▸ TASK DETAILS:
Produce the listing below again, exactly as shown.

--- Begin ---

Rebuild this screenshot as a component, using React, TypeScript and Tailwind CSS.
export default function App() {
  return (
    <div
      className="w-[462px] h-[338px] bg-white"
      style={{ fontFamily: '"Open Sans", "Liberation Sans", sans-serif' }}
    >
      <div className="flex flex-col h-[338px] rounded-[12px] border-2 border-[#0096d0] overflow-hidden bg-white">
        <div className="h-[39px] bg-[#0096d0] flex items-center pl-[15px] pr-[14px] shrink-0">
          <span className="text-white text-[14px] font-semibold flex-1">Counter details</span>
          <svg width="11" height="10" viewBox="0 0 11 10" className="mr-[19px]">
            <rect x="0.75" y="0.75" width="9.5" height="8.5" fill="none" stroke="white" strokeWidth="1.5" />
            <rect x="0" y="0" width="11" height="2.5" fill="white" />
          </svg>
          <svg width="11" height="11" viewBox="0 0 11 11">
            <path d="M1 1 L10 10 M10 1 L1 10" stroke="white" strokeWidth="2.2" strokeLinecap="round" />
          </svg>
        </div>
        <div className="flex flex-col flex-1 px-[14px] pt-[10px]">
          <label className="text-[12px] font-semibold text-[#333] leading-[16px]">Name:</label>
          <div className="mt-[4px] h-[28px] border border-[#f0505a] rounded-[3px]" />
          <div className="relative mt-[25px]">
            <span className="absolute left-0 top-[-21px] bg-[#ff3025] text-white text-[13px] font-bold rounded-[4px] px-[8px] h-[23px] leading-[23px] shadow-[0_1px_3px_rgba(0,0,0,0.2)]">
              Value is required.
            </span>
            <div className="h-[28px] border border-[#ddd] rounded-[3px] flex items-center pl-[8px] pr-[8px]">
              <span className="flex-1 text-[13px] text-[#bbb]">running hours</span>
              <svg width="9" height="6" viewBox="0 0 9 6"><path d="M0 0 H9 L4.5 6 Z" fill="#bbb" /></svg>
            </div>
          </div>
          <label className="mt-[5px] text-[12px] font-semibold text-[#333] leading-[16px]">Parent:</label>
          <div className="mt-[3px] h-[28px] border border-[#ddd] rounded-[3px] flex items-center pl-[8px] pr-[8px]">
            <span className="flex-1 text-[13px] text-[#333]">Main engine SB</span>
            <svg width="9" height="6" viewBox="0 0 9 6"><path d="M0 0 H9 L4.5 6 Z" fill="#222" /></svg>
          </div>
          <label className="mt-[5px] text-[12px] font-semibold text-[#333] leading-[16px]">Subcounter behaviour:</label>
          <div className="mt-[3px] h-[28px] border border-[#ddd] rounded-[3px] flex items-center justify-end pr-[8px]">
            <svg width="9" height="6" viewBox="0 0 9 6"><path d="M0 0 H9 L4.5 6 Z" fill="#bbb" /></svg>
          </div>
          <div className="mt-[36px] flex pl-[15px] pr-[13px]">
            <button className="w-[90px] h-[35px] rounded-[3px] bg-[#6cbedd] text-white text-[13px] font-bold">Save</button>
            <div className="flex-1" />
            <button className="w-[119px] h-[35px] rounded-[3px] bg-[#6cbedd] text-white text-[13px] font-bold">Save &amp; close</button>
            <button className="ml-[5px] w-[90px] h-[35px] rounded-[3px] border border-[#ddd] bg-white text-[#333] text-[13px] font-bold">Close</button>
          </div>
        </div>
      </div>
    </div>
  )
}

--- End ---

▸ THE REPLY:
Rebuild this screenshot as a component, using React, TypeScript and Tailwind CSS.
export default function App() {
  return (
    <div
      className="w-[462px] h-[338px] bg-white"
      style={{ fontFamily: '"Open Sans", "Liberation Sans", sans-serif' }}
    >
      <div className="flex flex-col h-[338px] rounded-[12px] border-2 border-[#0096d0] overflow-hidden bg-white">
        <div className="h-[39px] bg-[#0096d0] flex items-center pl-[15px] pr-[14px] shrink-0">
          <span className="text-white text-[14px] font-semibold flex-1">Counter details</span>
          <svg width="11" height="10" viewBox="0 0 11 10" className="mr-[19px]">
            <rect x="0.75" y="0.75" width="9.5" height="8.5" fill="none" stroke="white" strokeWidth="1.5" />
            <rect x="0" y="0" width="11" height="2.5" fill="white" />
          </svg>
          <svg width="11" height="11" viewBox="0 0 11 11">
            <path d="M1 1 L10 10 M10 1 L1 10" stroke="white" strokeWidth="2.2" strokeLinecap="round" />
          </svg>
        </div>
        <div className="flex flex-col flex-1 px-[14px] pt-[10px]">
          <label className="text-[12px] font-semibold text-[#333] leading-[16px]">Name:</label>
          <div className="mt-[4px] h-[28px] border border-[#f0505a] rounded-[3px]" />
          <div className="relative mt-[25px]">
            <span className="absolute left-0 top-[-21px] bg-[#ff3025] text-white text-[13px] font-bold rounded-[4px] px-[8px] h-[23px] leading-[23px] shadow-[0_1px_3px_rgba(0,0,0,0.2)]">
              Value is required.
            </span>
            <div className="h-[28px] border border-[#ddd] rounded-[3px] flex items-center pl-[8px] pr-[8px]">
              <span className="flex-1 text-[13px] text-[#bbb]">running hours</span>
              <svg width="9" height="6" viewBox="0 0 9 6"><path d="M0 0 H9 L4.5 6 Z" fill="#bbb" /></svg>
            </div>
          </div>
          <label className="mt-[5px] text-[12px] font-semibold text-[#333] leading-[16px]">Parent:</label>
          <div className="mt-[3px] h-[28px] border border-[#ddd] rounded-[3px] flex items-center pl-[8px] pr-[8px]">
            <span className="flex-1 text-[13px] text-[#333]">Main engine SB</span>
            <svg width="9" height="6" viewBox="0 0 9 6"><path d="M0 0 H9 L4.5 6 Z" fill="#222" /></svg>
          </div>
          <label className="mt-[5px] text-[12px] font-semibold text-[#333] leading-[16px]">Subcounter behaviour:</label>
          <div className="mt-[3px] h-[28px] border border-[#ddd] rounded-[3px] flex items-center justify-end pr-[8px]">
            <svg width="9" height="6" viewBox="0 0 9 6"><path d="M0 0 H9 L4.5 6 Z" fill="#bbb" /></svg>
          </div>
          <div className="mt-[36px] flex pl-[15px] pr-[13px]">
            <button className="w-[90px] h-[35px] rounded-[3px] bg-[#6cbedd] text-white text-[13px] font-bold">Save</button>
            <div className="flex-1" />
            <button className="w-[119px] h-[35px] rounded-[3px] bg-[#6cbedd] text-white text-[13px] font-bold">Save &amp; close</button>
            <button className="ml-[5px] w-[90px] h-[35px] rounded-[3px] border border-[#ddd] bg-white text-[#333] text-[13px] font-bold">Close</button>
          </div>
        </div>
      </div>
    </div>
  )
}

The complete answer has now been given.